The shelters will remain shut until normal weather conditions return, the mayor said, probably not before early September.

Peillex had warned Wednesday that Saint-Gervais would require a deposit of €15,000 from each hiker, saying the sum represented the average cost of a rescue operation and a funeral.

He was, however, advised that French law offers no basis for such a move.

A lack of snow during the winter has laid bare vast areas of greyish glacier — yellowish where sand dust from the Sahara has accumulated — riven with fractures on the Mont Blanc.

The heat did the rest, causing the fragile snow bridges to melt that make it possible to cross the crevasses, as well as leading to landslides.

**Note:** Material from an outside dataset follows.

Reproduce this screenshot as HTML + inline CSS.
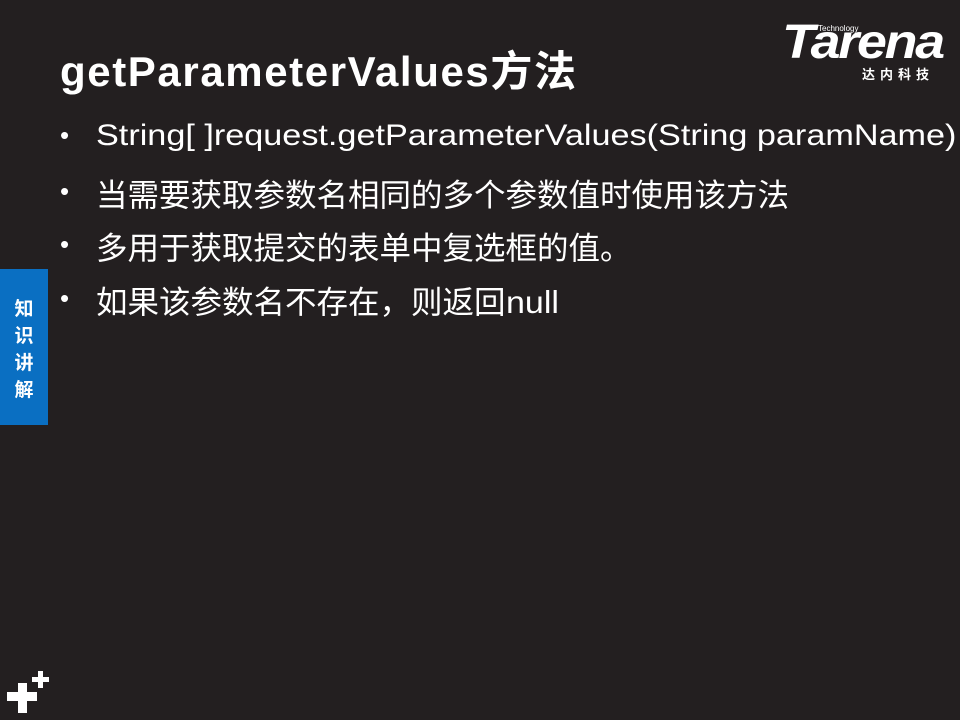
<!DOCTYPE html>
<html><head><meta charset="utf-8"><style>
body{margin:0;width:960px;height:720px;background:#231f20;position:relative;overflow:hidden;font-family:"Liberation Sans","Noto Sans CJK SC",sans-serif;color:#fff}
.t{position:absolute;left:60px;top:38px;font-size:42px;font-weight:bold;white-space:nowrap;letter-spacing:1.6px}
.b{position:absolute;left:60px;font-size:31.5px;white-space:nowrap;height:40px;width:890px}
.b span{position:absolute;left:0;top:5px;font-size:26px}
.b i{font-style:normal;position:absolute;left:36px;top:-1px;transform-origin:0 0}
.tab{position:absolute;left:0;top:269px;width:48px;height:156px;background:#0a6fc2;font-weight:bold;font-size:19px;text-align:center;line-height:27px;padding-top:27px;box-sizing:border-box}
</style></head><body>
<div class="t">getParameterValues方法</div>
<div class="b" style="top:118px"><span style="top:2px">•</span><i style="font-size:30px;top:1px;transform:scaleX(1.14)">String[ ]request.getParameterValues(String paramName)</i></div>
<div class="b" style="top:171px"><span>•</span><i>当需要获取参数名相同的多个参数值时使用该方法</i></div>
<div class="b" style="top:224px"><span>•</span><i>多用于获取提交的表单中复选框的值。</i></div>
<div class="b" style="top:278px"><span>•</span><i>如果该参数名不存在，则返回<b style="font-weight:normal;display:inline-block;transform:scaleX(1.08);transform-origin:0 0">null</b></i></div>
<div class="tab">知<br>识<br>讲<br>解</div>
<div style="position:absolute;left:782px;top:18px;font-size:48px;font-weight:bold;font-style:italic;letter-spacing:-2px;line-height:50px;transform:scaleX(1.12);transform-origin:0 0">Tarena</div>
<div style="position:absolute;left:818px;top:24px;font-size:8px">Technology</div>
<div style="position:absolute;left:862px;top:64px;font-size:13px;font-weight:bold;letter-spacing:5px">达内科技</div>
<svg style="position:absolute;left:0;top:660px" width="60" height="60">
<rect x="7" y="32" width="30" height="9" fill="#fff"/><rect x="18" y="23" width="9" height="30" fill="#fff"/>
<rect x="32" y="17" width="17" height="5" fill="#fff"/><rect x="38" y="11" width="5" height="17" fill="#fff"/>
</svg>
</body></html>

Following several heatwaves, France is in the grip of severe drought, blamed by scientists on climate change.

On Friday, 100 municipalities across the country were without drinking water, Environment Minister Christophe Bechu said.

Calling the drought “historic”, Prime Minister Elisabeth Borne called a crisis meeting Friday to seek solutions.

Scientists say human-induced climate change is amplifying extreme weather — including the heatwaves, droughts and floods seen in several parts of the planet in recent weeks — and say these events will become more frequent and more intense.

The international community has agreed that climate change poses an existential threat to human systems and the natural world.